Short exercise:
Gather all lines in the records below that include the word "index".

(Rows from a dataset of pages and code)
━━━━━━
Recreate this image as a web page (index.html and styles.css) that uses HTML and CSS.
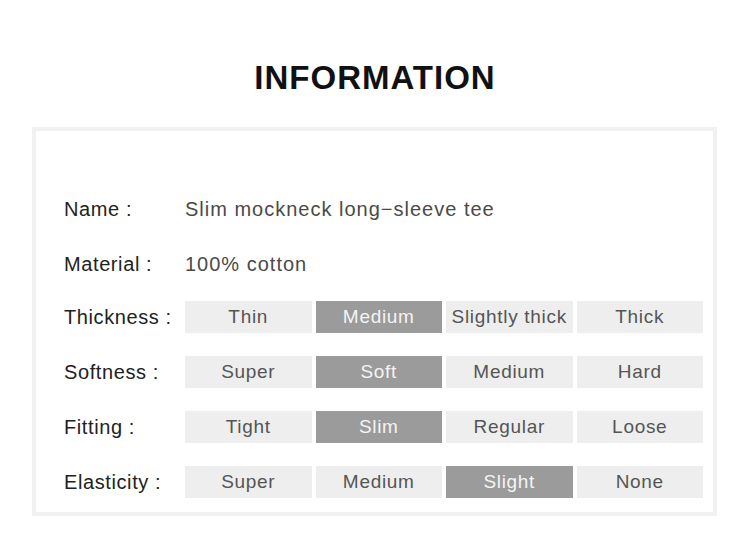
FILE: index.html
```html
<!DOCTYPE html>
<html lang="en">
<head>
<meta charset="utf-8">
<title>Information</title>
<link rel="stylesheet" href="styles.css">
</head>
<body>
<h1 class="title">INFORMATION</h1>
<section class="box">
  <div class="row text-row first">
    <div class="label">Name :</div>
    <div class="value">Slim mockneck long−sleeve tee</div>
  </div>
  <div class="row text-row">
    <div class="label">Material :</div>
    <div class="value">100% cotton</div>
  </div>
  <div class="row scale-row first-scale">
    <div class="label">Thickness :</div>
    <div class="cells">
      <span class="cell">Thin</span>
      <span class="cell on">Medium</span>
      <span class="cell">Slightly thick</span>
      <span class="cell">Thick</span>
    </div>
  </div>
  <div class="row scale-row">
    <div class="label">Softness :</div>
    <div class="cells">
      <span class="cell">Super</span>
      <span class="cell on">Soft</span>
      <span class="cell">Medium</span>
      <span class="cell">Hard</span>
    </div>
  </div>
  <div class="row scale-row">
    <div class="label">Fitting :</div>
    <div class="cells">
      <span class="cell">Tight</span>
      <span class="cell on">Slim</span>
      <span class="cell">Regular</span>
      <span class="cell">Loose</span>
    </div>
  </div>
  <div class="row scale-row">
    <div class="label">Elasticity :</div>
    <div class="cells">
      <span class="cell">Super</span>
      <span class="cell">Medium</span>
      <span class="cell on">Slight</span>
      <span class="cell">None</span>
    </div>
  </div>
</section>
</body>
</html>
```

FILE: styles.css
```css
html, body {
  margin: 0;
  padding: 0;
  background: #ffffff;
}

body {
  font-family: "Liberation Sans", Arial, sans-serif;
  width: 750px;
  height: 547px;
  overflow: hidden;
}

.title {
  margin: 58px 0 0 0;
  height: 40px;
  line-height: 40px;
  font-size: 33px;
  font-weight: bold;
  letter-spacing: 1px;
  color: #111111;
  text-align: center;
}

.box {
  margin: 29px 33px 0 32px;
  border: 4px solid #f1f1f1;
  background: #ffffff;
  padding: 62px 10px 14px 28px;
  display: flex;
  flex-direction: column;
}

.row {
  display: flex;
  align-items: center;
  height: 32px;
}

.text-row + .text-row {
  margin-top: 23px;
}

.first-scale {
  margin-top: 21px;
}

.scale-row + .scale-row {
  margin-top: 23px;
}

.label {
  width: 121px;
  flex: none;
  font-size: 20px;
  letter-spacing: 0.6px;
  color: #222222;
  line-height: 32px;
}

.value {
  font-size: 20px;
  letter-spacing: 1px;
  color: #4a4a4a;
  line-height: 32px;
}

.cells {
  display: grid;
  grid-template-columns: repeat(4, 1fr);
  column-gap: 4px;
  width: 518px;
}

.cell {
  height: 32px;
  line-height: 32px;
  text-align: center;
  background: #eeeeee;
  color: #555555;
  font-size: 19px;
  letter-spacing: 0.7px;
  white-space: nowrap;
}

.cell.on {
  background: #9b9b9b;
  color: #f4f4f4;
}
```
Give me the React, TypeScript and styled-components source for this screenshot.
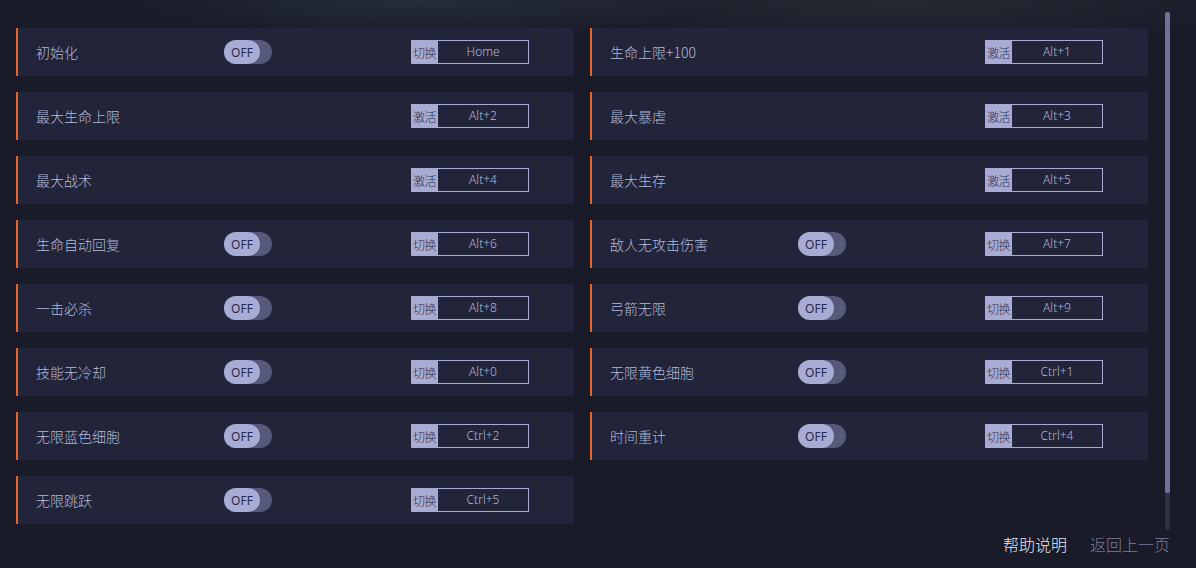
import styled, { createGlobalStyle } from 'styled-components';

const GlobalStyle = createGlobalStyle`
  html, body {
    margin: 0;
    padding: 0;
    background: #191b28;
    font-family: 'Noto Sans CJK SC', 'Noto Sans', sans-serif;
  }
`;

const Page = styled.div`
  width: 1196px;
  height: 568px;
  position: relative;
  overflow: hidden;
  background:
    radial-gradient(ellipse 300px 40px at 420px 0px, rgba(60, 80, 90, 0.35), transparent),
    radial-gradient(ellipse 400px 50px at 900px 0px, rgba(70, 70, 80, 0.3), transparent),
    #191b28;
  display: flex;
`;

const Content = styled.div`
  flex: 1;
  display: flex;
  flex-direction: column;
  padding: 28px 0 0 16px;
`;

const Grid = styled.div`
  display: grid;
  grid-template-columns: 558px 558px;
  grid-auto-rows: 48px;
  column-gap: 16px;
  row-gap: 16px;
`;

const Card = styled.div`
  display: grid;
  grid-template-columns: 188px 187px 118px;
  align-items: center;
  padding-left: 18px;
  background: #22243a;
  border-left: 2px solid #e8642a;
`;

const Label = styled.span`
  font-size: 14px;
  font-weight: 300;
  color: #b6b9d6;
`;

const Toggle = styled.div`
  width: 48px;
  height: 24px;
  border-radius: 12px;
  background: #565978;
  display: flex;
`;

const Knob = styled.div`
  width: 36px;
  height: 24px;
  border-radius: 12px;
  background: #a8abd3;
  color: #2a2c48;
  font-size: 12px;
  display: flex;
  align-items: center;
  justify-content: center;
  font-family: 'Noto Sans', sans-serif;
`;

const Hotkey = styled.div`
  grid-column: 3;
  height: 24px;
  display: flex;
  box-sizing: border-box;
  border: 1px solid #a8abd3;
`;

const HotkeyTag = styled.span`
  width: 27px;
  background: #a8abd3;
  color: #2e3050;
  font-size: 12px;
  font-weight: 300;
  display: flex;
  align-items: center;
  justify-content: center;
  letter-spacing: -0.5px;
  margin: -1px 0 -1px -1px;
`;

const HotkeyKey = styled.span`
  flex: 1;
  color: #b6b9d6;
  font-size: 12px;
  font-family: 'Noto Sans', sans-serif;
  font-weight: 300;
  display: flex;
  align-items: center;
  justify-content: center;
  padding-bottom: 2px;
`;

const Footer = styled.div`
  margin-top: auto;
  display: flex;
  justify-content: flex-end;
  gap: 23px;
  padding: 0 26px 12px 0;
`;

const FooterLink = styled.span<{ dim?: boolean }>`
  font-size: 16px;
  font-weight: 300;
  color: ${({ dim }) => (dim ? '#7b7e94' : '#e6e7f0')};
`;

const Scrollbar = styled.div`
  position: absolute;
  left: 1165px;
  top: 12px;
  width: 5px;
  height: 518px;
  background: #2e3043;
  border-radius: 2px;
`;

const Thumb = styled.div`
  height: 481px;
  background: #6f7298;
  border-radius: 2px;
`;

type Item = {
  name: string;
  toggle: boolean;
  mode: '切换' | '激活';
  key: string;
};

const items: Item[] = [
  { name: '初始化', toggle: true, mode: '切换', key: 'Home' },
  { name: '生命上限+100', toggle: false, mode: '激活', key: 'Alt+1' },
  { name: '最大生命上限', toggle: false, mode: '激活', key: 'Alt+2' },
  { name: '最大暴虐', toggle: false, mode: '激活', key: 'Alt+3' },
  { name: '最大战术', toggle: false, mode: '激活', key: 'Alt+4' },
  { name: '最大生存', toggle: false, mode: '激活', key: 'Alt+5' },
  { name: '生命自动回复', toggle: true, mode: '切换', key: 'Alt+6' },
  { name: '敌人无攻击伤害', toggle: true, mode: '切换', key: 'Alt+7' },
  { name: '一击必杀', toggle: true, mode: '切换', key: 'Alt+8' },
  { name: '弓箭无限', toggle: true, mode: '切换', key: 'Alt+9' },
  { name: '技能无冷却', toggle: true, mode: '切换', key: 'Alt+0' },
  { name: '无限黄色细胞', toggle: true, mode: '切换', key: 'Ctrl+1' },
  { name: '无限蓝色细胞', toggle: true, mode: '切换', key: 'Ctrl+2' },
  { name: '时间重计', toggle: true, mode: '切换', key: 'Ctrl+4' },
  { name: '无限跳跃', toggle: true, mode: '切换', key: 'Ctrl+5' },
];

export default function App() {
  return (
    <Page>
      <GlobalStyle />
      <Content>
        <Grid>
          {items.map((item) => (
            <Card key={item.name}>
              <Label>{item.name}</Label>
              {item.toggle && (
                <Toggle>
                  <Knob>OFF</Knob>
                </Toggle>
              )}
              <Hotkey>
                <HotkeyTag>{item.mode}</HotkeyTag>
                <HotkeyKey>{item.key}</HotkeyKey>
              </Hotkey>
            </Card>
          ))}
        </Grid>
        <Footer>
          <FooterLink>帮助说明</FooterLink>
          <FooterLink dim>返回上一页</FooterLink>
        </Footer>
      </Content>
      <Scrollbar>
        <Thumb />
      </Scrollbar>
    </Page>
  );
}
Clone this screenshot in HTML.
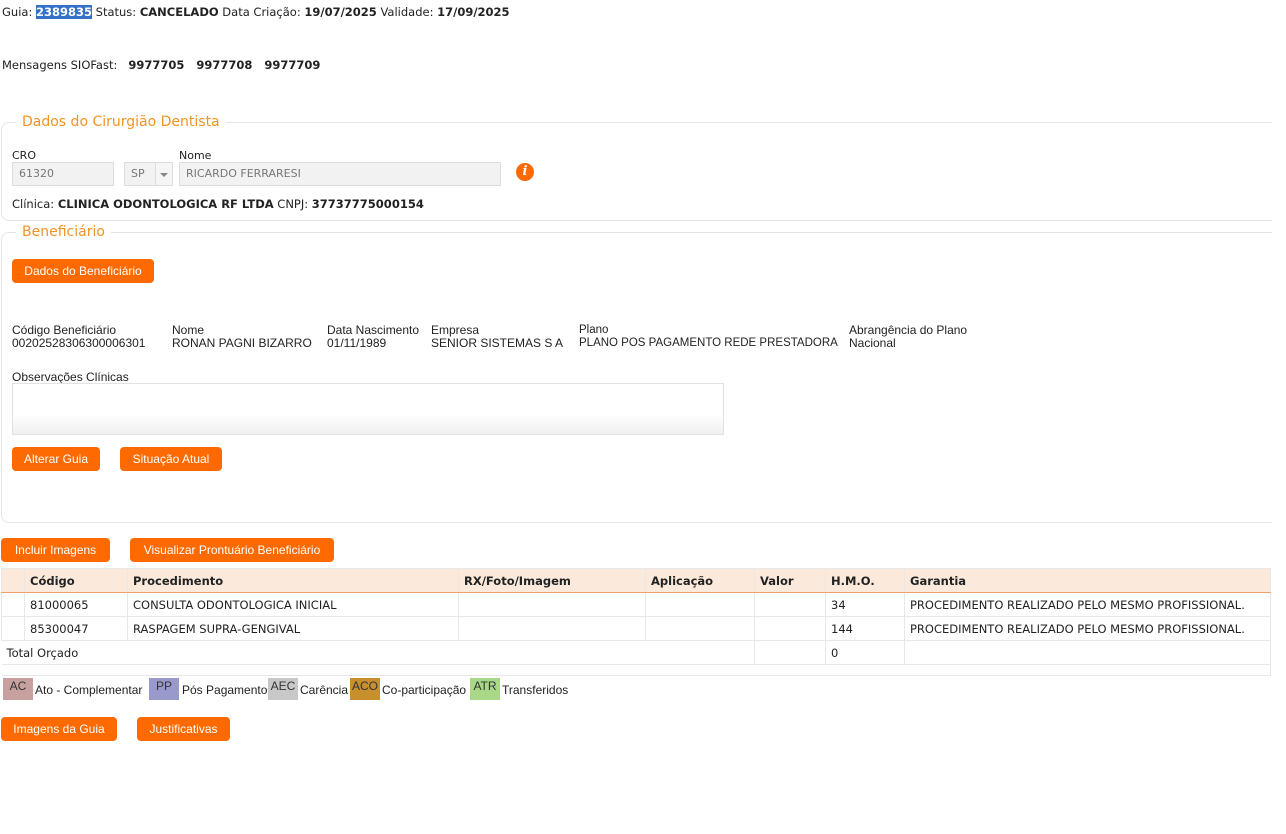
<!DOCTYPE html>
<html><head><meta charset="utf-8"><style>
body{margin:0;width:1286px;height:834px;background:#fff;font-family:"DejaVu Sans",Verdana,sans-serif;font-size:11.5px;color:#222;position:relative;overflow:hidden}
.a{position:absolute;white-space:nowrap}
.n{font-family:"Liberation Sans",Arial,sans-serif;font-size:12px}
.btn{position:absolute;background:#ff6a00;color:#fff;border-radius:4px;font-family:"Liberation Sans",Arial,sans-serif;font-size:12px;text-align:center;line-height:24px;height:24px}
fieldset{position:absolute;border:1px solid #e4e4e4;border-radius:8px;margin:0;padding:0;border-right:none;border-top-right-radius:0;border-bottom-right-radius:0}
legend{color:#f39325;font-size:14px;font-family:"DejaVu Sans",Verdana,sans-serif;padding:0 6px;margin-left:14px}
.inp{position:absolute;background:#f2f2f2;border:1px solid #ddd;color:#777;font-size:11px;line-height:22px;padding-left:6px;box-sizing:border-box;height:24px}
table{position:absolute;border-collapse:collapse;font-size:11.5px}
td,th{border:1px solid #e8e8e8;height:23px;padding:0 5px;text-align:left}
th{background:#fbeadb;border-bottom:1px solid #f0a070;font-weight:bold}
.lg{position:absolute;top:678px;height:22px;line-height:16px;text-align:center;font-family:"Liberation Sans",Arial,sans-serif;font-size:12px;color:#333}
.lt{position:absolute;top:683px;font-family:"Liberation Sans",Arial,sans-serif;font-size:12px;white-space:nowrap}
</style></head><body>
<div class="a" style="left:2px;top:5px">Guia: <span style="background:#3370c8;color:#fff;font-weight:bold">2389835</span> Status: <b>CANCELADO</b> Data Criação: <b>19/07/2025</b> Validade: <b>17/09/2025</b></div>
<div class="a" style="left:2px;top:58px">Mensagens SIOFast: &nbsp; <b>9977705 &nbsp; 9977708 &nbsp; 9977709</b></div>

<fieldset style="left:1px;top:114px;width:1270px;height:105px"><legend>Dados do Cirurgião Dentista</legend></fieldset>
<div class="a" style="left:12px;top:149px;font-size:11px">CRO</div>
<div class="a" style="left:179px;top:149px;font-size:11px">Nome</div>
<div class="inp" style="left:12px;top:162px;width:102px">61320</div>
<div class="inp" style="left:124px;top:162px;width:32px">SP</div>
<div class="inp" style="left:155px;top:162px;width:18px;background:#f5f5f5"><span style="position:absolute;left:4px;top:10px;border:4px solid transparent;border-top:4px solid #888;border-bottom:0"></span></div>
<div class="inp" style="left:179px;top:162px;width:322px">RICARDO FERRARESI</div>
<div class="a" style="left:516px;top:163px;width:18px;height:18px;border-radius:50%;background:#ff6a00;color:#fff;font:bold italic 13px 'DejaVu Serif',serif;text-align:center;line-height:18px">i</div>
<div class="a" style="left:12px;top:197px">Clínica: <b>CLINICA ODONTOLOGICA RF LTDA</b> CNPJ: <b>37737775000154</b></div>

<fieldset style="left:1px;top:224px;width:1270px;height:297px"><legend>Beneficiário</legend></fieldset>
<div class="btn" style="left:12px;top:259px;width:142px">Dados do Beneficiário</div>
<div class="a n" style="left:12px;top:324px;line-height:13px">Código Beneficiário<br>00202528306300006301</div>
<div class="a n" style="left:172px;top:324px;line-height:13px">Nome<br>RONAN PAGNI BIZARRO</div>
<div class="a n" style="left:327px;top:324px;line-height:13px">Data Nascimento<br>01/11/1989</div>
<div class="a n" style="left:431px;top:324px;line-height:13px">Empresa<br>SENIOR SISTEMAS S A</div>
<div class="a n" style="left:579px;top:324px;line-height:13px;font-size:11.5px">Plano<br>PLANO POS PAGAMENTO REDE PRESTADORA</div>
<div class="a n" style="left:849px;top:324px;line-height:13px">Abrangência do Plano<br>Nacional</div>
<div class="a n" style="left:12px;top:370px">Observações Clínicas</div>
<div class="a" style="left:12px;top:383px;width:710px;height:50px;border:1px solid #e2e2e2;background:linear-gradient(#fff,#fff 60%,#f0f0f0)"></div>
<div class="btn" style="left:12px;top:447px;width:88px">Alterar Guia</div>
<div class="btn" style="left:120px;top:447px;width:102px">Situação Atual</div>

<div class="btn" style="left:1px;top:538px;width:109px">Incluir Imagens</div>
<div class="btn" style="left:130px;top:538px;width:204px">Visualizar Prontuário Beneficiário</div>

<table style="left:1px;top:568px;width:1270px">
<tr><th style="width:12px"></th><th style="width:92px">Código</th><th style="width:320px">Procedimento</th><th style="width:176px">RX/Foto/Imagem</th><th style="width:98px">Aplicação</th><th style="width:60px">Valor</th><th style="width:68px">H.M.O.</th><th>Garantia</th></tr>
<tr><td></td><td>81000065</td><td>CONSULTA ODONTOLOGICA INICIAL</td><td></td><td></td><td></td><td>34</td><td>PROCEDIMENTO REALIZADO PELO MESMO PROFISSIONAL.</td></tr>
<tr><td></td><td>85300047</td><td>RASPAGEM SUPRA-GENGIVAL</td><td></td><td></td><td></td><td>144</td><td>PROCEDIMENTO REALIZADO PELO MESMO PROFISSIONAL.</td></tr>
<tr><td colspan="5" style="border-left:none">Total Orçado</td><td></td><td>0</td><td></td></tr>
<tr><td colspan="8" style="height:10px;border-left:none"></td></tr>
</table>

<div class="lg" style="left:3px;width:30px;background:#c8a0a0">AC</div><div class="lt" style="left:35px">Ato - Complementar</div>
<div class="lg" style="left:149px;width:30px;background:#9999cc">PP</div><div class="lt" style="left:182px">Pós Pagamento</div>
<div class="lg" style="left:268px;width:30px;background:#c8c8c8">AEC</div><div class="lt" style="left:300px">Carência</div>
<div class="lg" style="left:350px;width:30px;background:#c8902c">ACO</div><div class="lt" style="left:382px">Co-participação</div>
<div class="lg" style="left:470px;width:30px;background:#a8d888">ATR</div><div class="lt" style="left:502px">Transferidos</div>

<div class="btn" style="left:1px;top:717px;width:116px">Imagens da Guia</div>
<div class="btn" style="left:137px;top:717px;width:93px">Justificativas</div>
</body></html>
━━━━━━
Output of the task:
Recreate this image as a web page (index.html and styles.css) that uses HTML and CSS.
FILE: index.html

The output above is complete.